-- PROBLEM STATEMENT --
Collect all lines below with the string "components".
--- Start PROVIDED DATA ---
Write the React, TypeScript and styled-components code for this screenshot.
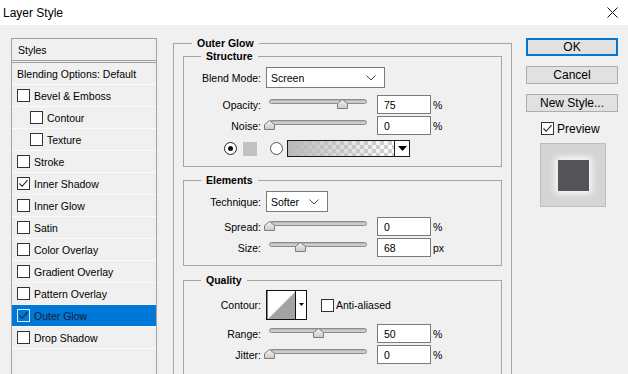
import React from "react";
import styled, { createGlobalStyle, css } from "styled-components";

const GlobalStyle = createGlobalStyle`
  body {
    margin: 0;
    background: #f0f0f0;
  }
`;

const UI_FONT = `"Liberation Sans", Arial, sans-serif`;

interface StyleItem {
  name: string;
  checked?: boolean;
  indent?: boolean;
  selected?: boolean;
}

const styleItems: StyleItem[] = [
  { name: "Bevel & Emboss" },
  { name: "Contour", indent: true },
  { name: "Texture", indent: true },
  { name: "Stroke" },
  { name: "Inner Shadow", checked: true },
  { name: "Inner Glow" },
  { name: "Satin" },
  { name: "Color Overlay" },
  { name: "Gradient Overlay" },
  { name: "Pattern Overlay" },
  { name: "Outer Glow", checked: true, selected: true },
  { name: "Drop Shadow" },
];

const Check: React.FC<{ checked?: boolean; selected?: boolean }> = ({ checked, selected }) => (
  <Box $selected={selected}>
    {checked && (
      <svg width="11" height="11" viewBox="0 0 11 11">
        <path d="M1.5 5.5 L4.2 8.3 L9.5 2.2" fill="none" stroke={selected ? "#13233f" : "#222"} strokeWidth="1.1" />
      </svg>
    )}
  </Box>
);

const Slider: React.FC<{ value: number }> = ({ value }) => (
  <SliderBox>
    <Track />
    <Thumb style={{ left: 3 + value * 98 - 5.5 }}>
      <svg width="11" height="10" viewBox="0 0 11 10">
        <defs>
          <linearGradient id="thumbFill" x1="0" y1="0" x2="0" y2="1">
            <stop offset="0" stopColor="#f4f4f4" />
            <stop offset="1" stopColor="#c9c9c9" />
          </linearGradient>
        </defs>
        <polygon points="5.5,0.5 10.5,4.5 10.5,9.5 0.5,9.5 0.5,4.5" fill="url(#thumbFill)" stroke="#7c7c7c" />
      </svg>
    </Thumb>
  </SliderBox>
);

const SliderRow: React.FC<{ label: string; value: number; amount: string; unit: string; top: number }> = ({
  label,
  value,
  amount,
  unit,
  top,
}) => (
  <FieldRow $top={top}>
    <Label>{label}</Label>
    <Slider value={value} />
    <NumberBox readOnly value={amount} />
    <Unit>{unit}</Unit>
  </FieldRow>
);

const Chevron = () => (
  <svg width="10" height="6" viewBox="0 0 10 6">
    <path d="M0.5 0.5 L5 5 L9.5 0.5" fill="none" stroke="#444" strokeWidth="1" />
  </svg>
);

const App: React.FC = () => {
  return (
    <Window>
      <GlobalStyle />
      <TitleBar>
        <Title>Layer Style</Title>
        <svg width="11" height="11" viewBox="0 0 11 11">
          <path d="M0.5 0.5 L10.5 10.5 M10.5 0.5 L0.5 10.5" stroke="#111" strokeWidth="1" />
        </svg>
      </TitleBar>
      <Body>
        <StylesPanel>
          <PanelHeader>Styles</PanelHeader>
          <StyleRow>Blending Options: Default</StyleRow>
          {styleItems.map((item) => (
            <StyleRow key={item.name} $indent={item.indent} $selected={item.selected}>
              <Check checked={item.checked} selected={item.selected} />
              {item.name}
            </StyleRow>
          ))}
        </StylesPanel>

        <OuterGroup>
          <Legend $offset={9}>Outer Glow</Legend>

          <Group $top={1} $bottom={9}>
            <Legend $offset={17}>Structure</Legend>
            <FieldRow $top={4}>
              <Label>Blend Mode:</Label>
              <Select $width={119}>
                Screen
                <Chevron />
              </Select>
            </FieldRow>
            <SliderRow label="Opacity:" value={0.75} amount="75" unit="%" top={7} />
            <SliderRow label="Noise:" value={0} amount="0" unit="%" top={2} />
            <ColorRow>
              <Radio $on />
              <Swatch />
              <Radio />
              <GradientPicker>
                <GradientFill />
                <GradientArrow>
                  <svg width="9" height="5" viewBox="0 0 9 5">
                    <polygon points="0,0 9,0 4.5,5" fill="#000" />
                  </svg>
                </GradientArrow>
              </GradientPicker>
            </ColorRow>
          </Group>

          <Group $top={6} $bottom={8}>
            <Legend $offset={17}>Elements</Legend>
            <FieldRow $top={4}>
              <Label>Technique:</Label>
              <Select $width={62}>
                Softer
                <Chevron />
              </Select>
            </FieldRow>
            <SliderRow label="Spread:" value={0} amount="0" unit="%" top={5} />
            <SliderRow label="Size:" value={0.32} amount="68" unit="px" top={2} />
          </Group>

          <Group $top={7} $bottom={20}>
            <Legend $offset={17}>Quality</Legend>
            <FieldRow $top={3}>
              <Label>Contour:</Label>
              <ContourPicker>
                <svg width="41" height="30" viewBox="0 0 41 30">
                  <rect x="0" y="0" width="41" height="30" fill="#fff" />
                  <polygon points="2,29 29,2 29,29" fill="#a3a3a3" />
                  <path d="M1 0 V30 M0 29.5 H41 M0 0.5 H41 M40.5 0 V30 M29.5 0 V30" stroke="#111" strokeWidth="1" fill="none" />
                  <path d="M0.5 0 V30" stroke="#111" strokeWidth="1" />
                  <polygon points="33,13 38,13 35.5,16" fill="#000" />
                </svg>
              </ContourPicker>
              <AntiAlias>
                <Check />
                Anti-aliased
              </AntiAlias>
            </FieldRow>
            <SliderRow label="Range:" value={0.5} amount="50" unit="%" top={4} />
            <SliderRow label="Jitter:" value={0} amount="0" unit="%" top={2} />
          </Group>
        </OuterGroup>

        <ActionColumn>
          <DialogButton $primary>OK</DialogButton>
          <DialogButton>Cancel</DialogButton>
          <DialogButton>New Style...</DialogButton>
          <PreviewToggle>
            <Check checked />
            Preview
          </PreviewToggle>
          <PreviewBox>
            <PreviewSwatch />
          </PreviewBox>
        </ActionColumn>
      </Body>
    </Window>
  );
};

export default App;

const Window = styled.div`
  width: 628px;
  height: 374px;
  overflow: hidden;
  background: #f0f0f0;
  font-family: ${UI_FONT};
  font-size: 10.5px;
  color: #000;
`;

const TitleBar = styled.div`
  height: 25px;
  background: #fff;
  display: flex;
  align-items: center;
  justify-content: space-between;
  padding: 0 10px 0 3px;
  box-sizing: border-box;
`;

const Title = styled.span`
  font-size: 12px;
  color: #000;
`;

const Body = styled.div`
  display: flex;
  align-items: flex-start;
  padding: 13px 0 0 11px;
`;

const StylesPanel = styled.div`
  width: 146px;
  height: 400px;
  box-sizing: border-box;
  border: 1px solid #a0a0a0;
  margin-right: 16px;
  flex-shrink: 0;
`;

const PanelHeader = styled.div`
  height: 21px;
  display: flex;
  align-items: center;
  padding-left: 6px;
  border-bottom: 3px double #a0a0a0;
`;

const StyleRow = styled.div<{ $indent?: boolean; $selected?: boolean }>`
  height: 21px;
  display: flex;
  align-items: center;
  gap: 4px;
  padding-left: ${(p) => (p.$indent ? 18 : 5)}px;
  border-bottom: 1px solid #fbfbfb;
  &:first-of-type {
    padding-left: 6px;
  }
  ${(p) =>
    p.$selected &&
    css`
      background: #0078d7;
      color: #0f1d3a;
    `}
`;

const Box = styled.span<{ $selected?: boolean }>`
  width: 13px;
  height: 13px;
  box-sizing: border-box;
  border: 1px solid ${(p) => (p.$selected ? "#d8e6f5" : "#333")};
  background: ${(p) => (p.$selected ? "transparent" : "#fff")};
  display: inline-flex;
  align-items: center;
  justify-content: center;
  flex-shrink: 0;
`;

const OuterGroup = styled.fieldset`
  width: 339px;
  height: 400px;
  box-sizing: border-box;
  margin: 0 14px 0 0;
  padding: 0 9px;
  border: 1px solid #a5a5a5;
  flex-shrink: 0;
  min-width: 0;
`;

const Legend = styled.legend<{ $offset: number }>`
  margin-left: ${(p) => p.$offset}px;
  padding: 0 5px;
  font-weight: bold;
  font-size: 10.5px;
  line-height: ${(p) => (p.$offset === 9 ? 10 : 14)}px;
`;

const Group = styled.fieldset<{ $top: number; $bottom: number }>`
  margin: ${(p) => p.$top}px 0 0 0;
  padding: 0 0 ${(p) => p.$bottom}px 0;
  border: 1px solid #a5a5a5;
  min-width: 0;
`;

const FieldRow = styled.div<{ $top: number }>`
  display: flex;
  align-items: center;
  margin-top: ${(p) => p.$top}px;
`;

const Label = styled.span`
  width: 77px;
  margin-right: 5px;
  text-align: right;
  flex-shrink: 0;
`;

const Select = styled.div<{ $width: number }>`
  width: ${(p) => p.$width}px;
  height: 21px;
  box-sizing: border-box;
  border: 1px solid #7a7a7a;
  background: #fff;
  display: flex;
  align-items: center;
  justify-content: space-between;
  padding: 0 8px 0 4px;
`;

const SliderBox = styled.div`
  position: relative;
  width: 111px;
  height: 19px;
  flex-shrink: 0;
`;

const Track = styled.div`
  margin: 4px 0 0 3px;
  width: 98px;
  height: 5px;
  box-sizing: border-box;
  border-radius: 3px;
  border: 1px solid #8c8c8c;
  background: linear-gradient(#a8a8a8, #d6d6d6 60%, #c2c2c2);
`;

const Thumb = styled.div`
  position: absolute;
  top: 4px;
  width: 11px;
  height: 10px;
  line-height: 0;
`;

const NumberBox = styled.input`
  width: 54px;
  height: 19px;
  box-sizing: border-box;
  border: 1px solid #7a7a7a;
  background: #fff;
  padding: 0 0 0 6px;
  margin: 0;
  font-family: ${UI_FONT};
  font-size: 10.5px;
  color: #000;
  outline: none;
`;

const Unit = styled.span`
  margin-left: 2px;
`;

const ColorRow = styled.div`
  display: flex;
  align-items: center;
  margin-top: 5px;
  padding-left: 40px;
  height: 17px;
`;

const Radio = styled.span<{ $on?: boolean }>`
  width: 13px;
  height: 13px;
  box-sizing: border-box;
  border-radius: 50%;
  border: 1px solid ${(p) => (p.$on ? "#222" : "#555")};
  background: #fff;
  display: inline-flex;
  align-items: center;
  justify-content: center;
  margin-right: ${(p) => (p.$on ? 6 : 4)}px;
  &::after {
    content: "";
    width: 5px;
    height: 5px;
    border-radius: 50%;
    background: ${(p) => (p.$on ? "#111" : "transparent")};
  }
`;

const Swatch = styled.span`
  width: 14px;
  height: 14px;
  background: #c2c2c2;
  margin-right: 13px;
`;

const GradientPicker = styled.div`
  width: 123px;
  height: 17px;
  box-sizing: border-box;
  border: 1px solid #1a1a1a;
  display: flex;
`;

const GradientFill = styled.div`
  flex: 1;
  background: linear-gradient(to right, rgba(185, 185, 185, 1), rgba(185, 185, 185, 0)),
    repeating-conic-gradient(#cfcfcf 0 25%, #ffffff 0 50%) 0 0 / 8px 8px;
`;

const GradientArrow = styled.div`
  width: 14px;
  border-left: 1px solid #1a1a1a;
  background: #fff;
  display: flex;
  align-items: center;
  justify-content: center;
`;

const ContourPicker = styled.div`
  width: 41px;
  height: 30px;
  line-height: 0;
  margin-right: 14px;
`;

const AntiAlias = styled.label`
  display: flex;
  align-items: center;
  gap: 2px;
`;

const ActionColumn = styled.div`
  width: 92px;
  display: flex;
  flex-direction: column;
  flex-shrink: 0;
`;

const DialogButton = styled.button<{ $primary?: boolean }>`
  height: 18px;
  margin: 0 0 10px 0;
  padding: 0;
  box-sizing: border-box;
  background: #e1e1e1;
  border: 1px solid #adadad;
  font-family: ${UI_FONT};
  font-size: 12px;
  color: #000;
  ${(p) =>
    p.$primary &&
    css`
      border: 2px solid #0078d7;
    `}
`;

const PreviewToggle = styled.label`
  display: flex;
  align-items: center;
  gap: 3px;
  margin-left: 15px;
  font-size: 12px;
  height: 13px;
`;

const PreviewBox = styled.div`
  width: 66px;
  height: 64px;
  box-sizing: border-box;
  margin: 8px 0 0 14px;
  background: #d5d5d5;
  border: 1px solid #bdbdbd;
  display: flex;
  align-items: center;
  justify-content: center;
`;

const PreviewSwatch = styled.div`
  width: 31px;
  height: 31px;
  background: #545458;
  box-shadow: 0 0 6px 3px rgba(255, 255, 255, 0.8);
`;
--- End PROVIDED DATA ---
-- EXERCISE RESULT --
Write the React, TypeScript and styled-components code for this screenshot.
import styled, { createGlobalStyle, css } from "styled-components";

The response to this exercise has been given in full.